**WRITTEN TASK**
Look for the line containing "Clone this table in React and Tailwind CSS." and the line containing "export default App;" in the entries below. Copy those two and all lines between them exactly, leaving out pictures.
********
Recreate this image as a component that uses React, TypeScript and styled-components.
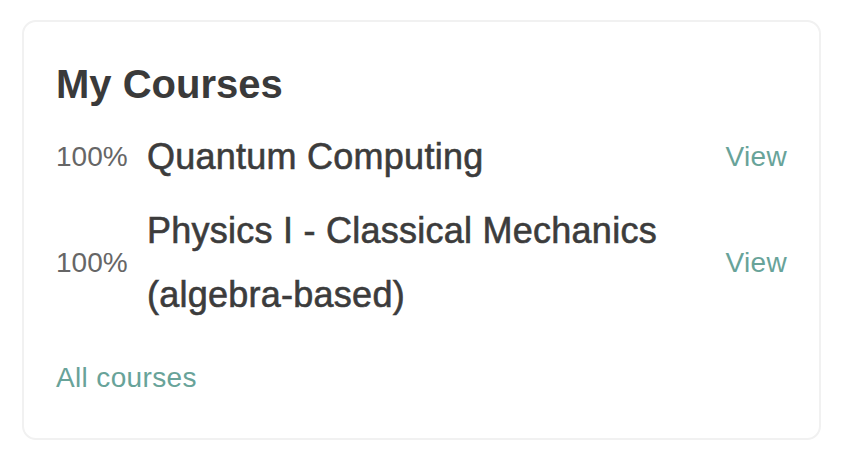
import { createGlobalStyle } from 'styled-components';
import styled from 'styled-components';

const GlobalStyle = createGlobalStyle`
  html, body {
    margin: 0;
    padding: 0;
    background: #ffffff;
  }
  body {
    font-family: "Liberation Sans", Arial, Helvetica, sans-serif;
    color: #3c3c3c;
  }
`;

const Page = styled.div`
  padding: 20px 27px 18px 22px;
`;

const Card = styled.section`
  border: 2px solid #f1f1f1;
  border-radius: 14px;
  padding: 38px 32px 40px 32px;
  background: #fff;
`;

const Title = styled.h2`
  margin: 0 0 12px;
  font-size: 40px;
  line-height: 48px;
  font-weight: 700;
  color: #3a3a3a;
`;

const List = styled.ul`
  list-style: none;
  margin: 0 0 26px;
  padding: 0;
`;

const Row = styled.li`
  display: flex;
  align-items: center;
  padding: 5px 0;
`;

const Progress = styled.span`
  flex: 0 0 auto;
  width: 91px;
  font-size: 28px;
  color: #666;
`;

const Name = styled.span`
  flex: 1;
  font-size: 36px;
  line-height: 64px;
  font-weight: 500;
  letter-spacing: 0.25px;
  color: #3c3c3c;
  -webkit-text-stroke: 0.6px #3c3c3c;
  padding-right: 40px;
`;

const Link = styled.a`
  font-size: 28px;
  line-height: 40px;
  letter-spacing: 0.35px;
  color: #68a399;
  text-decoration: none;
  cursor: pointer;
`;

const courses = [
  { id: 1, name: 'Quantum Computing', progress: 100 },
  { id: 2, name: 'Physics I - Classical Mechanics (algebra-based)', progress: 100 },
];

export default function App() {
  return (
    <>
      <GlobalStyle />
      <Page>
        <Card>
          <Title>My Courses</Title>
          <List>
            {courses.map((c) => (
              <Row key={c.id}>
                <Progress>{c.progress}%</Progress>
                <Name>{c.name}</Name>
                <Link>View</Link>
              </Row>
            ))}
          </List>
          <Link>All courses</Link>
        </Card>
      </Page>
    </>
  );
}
********
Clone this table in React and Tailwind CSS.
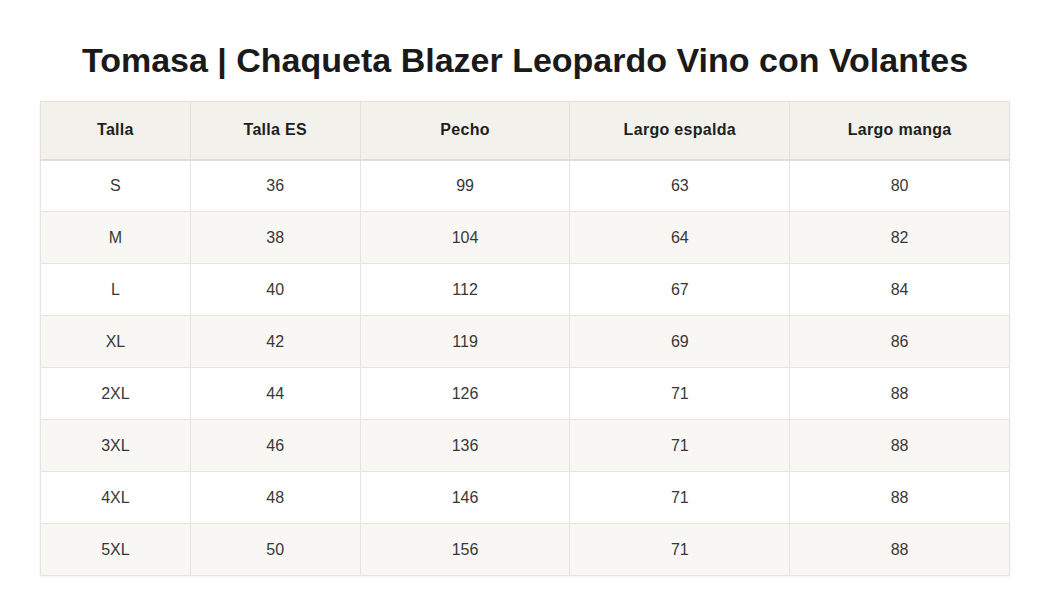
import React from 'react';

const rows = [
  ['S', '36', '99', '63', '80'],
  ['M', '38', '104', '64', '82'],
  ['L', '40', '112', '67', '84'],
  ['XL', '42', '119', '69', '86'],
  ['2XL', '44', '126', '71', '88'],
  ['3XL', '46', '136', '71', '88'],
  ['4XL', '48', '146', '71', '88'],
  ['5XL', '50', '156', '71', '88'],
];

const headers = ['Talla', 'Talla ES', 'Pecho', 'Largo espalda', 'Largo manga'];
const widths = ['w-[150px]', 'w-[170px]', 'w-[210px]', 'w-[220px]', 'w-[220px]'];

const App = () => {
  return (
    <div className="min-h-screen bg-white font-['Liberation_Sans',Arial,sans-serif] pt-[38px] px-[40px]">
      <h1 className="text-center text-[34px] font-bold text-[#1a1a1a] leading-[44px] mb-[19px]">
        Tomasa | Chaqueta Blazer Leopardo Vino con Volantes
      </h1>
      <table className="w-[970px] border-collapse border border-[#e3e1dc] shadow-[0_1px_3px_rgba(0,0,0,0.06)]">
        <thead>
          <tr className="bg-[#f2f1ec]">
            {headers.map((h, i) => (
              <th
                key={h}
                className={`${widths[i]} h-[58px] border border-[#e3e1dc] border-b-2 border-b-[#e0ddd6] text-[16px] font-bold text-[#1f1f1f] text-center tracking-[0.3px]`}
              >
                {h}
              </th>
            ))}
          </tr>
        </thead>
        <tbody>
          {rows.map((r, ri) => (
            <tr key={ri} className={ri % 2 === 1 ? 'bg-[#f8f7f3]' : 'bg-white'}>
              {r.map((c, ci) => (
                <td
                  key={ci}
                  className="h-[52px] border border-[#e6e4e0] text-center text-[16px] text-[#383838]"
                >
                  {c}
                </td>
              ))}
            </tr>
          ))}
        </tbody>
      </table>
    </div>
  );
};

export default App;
********
**TASK RESULT**
Clone this table in React and Tailwind CSS.
import React from 'react';

const rows = [
  ['S', '36', '99', '63', '80'],
  ['M', '38', '104', '64', '82'],
  ['L', '40', '112', '67', '84'],
  ['XL', '42', '119', '69', '86'],
  ['2XL', '44', '126', '71', '88'],
  ['3XL', '46', '136', '71', '88'],
  ['4XL', '48', '146', '71', '88'],
  ['5XL', '50', '156', '71', '88'],
];

const headers = ['Talla', 'Talla ES', 'Pecho', 'Largo espalda', 'Largo manga'];
const widths = ['w-[150px]', 'w-[170px]', 'w-[210px]', 'w-[220px]', 'w-[220px]'];

const App = () => {
  return (
    <div className="min-h-screen bg-white font-['Liberation_Sans',Arial,sans-serif] pt-[38px] px-[40px]">
      <h1 className="text-center text-[34px] font-bold text-[#1a1a1a] leading-[44px] mb-[19px]">
        Tomasa | Chaqueta Blazer Leopardo Vino con Volantes
      </h1>
      <table className="w-[970px] border-collapse border border-[#e3e1dc] shadow-[0_1px_3px_rgba(0,0,0,0.06)]">
        <thead>
          <tr className="bg-[#f2f1ec]">
            {headers.map((h, i) => (
              <th
                key={h}
                className={`${widths[i]} h-[58px] border border-[#e3e1dc] border-b-2 border-b-[#e0ddd6] text-[16px] font-bold text-[#1f1f1f] text-center tracking-[0.3px]`}
              >
                {h}
              </th>
            ))}
          </tr>
        </thead>
        <tbody>
          {rows.map((r, ri) => (
            <tr key={ri} className={ri % 2 === 1 ? 'bg-[#f8f7f3]' : 'bg-white'}>
              {r.map((c, ci) => (
                <td
                  key={ci}
                  className="h-[52px] border border-[#e6e4e0] text-center text-[16px] text-[#383838]"
                >
                  {c}
                </td>
              ))}
            </tr>
          ))}
        </tbody>
      </table>
    </div>
  );
};

export default App;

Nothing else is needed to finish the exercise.